--- Start RECORDED DATA ---
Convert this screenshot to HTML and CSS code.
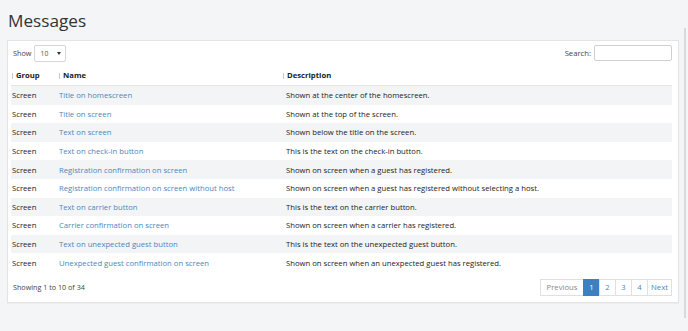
FILE: index.html
```html
<!DOCTYPE html>
<html>
<head>
<meta charset="utf-8">
<link rel="stylesheet" href="styles.css">
</head>
<body>
<div class="page">
  <h1 class="title">Messages</h1>
  <div class="card">
    <div class="toolbar">
      <label class="length">Show
        <span class="select">10<span class="caret"></span></span>
      </label>
      <label class="search">Search: <span class="input"></span></label>
    </div>
    <table class="grid">
      <thead>
        <tr>
          <th class="c-group"><span class="sort"></span>Group</th>
          <th class="c-name"><span class="sort"></span>Name</th>
          <th class="c-desc"><span class="sort"></span>Description</th>
        </tr>
      </thead>
      <tbody>
        <tr><td>Screen</td><td><a>Title on homescreen</a></td><td>Shown at the center of the homescreen.</td></tr>
        <tr><td>Screen</td><td><a>Title on screen</a></td><td>Shown at the top of the screen.</td></tr>
        <tr><td>Screen</td><td><a>Text on screen</a></td><td>Shown below the title on the screen.</td></tr>
        <tr><td>Screen</td><td><a>Text on check-in button</a></td><td>This is the text on the check-in button.</td></tr>
        <tr><td>Screen</td><td><a>Registration confirmation on screen</a></td><td>Shown on screen when a guest has registered.</td></tr>
        <tr><td>Screen</td><td><a>Registration confirmation on screen without host</a></td><td>Shown on screen when a guest has registered without selecting a host.</td></tr>
        <tr><td>Screen</td><td><a>Text on carrier button</a></td><td>This is the text on the carrier button.</td></tr>
        <tr><td>Screen</td><td><a>Carrier confirmation on screen</a></td><td>Shown on screen when a carrier has registered.</td></tr>
        <tr><td>Screen</td><td><a>Text on unexpected guest button</a></td><td>This is the text on the unexpected guest button.</td></tr>
        <tr><td>Screen</td><td><a>Unexpected guest confirmation on screen</a></td><td>Shown on screen when an unexpected guest has registered.</td></tr>
      </tbody>
    </table>
    <div class="footer">
      <div class="info">Showing 1 to 10 of 34</div>
      <ul class="pager">
        <li class="disabled">Previous</li>
        <li class="active">1</li>
        <li>2</li>
        <li>3</li>
        <li>4</li>
        <li class="next">Next</li>
      </ul>
    </div>
  </div>
</div>
<div class="scrollbar"></div>
</body>
</html>
```
FILE: styles.css
```css
html, body {
  margin: 0;
  padding: 0;
  background: #f4f5f7;
  font-family: "Open Sans", "Noto Sans", sans-serif;
  color: #222;
  height: 100%;
}
.page {
  padding: 0 9px 0 7px;
}
.title {
  margin: 0;
  padding: 8px 0 0 1px;
  font-weight: 400;
  font-size: 17.2px;
  line-height: 26px;
  height: 32px;
  color: #333;
}
.card {
  background: #fff;
  border: 1px solid #e3e4e6;
  padding: 3px 6px 6px 3px;
  font-size: 7.7px;
  box-shadow: 0 1px 1px rgba(0,0,0,0.03);
}
.toolbar {
  display: flex;
  justify-content: space-between;
  align-items: center;
  height: 18px;
  margin-bottom: 3px;
}
.length, .search {
  display: flex;
  align-items: center;
  color: #444;
}
.length { padding-left: 2px; font-size: 7.3px; }
.select {
  display: inline-flex;
  align-items: center;
  justify-content: space-between;
  box-sizing: border-box;
  width: 32px;
  height: 17px;
  margin-left: 2px;
  padding: 0 4px 0 6px;
  border: 1px solid #d6d6d6;
  border-radius: 2px;
  font-size: 6.8px;
  color: #555;
}
.caret {
  width: 0; height: 0;
  border-left: 2px solid transparent;
  border-right: 2px solid transparent;
  border-top: 3px solid #333;
}
.input {
  display: inline-block;
  box-sizing: border-box;
  width: 78px;
  height: 16px;
  margin-left: 3px;
  border: 1px solid #d0d0d0;
  border-radius: 2px;
}
.grid {
  width: 100%;
  border-collapse: collapse;
}
.grid th {
  text-align: left;
  font-weight: 700;
  height: 20px;
  padding: 0;
  border-bottom: 1px solid #e6e6e6;
  color: #222;
}
.grid th.c-group { padding-left: 1px; }
.sort {
  display: inline-block;
  width: 1px;
  height: 6px;
  background: #c8c8c8;
  margin-right: 3px;
  vertical-align: -1px;
}
.c-group { width: 47px; }
.c-name { width: 224px; }
.grid td {
  height: 18.6px;
  padding: 0;
  color: #222;
}
.grid td:first-child { padding-left: 1px; }
.grid td:nth-child(3) { padding-left: 3px; }
.grid tbody tr:nth-child(odd) { background: #f3f4f6; }
.grid a { color: #4d86be; }
.footer {
  display: flex;
  justify-content: space-between;
  align-items: center;
  margin-top: 7px;
}
.info { padding-left: 2px; color: #444; font-size: 7.2px; }
.pager {
  display: flex;
  list-style: none;
  margin: 0;
  padding: 0;
}
.pager li {
  box-sizing: border-box;
  height: 17px;
  line-height: 15px;
  padding: 0;
  width: 17px;
  text-align: center;
  border: 1px solid #e0e0e0;
  margin-left: -1px;
  color: #4d86be;
  background: #fff;
}
.pager li.disabled { color: #888; width: 44px; }
.pager li.next { width: 25px; }
.pager li.active { background: #3a80c2; border-color: #3a80c2; color: #fff; }
.scrollbar {
  position: absolute;
  top: 28px;
  right: 2px;
  width: 2px;
  height: 290px;
  background: #d8d9db;
}
```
--- End RECORDED DATA ---
*REQUIREMENT*:
Every line of text is to be repeated exactly; pictures are left out.

*REPLY*:
Convert this screenshot to HTML and CSS code.
FILE: index.html
```html
<!DOCTYPE html>
<html>
<head>
<meta charset="utf-8">
<link rel="stylesheet" href="styles.css">
</head>
<body>
<div class="page">
  <h1 class="title">Messages</h1>
  <div class="card">
    <div class="toolbar">
      <label class="length">Show
        <span class="select">10<span class="caret"></span></span>
      </label>
      <label class="search">Search: <span class="input"></span></label>
    </div>
    <table class="grid">
      <thead>
        <tr>
          <th class="c-group"><span class="sort"></span>Group</th>
          <th class="c-name"><span class="sort"></span>Name</th>
          <th class="c-desc"><span class="sort"></span>Description</th>
        </tr>
      </thead>
      <tbody>
        <tr><td>Screen</td><td><a>Title on homescreen</a></td><td>Shown at the center of the homescreen.</td></tr>
        <tr><td>Screen</td><td><a>Title on screen</a></td><td>Shown at the top of the screen.</td></tr>
        <tr><td>Screen</td><td><a>Text on screen</a></td><td>Shown below the title on the screen.</td></tr>
        <tr><td>Screen</td><td><a>Text on check-in button</a></td><td>This is the text on the check-in button.</td></tr>
        <tr><td>Screen</td><td><a>Registration confirmation on screen</a></td><td>Shown on screen when a guest has registered.</td></tr>
        <tr><td>Screen</td><td><a>Registration confirmation on screen without host</a></td><td>Shown on screen when a guest has registered without selecting a host.</td></tr>
        <tr><td>Screen</td><td><a>Text on carrier button</a></td><td>This is the text on the carrier button.</td></tr>
        <tr><td>Screen</td><td><a>Carrier confirmation on screen</a></td><td>Shown on screen when a carrier has registered.</td></tr>
        <tr><td>Screen</td><td><a>Text on unexpected guest button</a></td><td>This is the text on the unexpected guest button.</td></tr>
        <tr><td>Screen</td><td><a>Unexpected guest confirmation on screen</a></td><td>Shown on screen when an unexpected guest has registered.</td></tr>
      </tbody>
    </table>
    <div class="footer">
      <div class="info">Showing 1 to 10 of 34</div>
      <ul class="pager">
        <li class="disabled">Previous</li>
        <li class="active">1</li>
        <li>2</li>
        <li>3</li>
        <li>4</li>
        <li class="next">Next</li>
      </ul>
    </div>
  </div>
</div>
<div class="scrollbar"></div>
</body>
</html>
```
FILE: styles.css
```css
html, body {
  margin: 0;
  padding: 0;
  background: #f4f5f7;
  font-family: "Open Sans", "Noto Sans", sans-serif;
  color: #222;
  height: 100%;
}
.page {
  padding: 0 9px 0 7px;
}
.title {
  margin: 0;
  padding: 8px 0 0 1px;
  font-weight: 400;
  font-size: 17.2px;
  line-height: 26px;
  height: 32px;
  color: #333;
}
.card {
  background: #fff;
  border: 1px solid #e3e4e6;
  padding: 3px 6px 6px 3px;
  font-size: 7.7px;
  box-shadow: 0 1px 1px rgba(0,0,0,0.03);
}
.toolbar {
  display: flex;
  justify-content: space-between;
  align-items: center;
  height: 18px;
  margin-bottom: 3px;
}
.length, .search {
  display: flex;
  align-items: center;
  color: #444;
}
.length { padding-left: 2px; font-size: 7.3px; }
.select {
  display: inline-flex;
  align-items: center;
  justify-content: space-between;
  box-sizing: border-box;
  width: 32px;
  height: 17px;
  margin-left: 2px;
  padding: 0 4px 0 6px;
  border: 1px solid #d6d6d6;
  border-radius: 2px;
  font-size: 6.8px;
  color: #555;
}
.caret {
  width: 0; height: 0;
  border-left: 2px solid transparent;
  border-right: 2px solid transparent;
  border-top: 3px solid #333;
}
.input {
  display: inline-block;
  box-sizing: border-box;
  width: 78px;
  height: 16px;
  margin-left: 3px;
  border: 1px solid #d0d0d0;
  border-radius: 2px;
}
.grid {
  width: 100%;
  border-collapse: collapse;
}
.grid th {
  text-align: left;
  font-weight: 700;
  height: 20px;
  padding: 0;
  border-bottom: 1px solid #e6e6e6;
  color: #222;
}
.grid th.c-group { padding-left: 1px; }
.sort {
  display: inline-block;
  width: 1px;
  height: 6px;
  background: #c8c8c8;
  margin-right: 3px;
  vertical-align: -1px;
}
.c-group { width: 47px; }
.c-name { width: 224px; }
.grid td {
  height: 18.6px;
  padding: 0;
  color: #222;
}
.grid td:first-child { padding-left: 1px; }
.grid td:nth-child(3) { padding-left: 3px; }
.grid tbody tr:nth-child(odd) { background: #f3f4f6; }
.grid a { color: #4d86be; }
.footer {
  display: flex;
  justify-content: space-between;
  align-items: center;
  margin-top: 7px;
}
.info { padding-left: 2px; color: #444; font-size: 7.2px; }
.pager {
  display: flex;
  list-style: none;
  margin: 0;
  padding: 0;
}
.pager li {
  box-sizing: border-box;
  height: 17px;
  line-height: 15px;
  padding: 0;
  width: 17px;
  text-align: center;
  border: 1px solid #e0e0e0;
  margin-left: -1px;
  color: #4d86be;
  background: #fff;
}
.pager li.disabled { color: #888; width: 44px; }
.pager li.next { width: 25px; }
.pager li.active { background: #3a80c2; border-color: #3a80c2; color: #fff; }
.scrollbar {
  position: absolute;
  top: 28px;
  right: 2px;
  width: 2px;
  height: 290px;
  background: #d8d9db;
}
```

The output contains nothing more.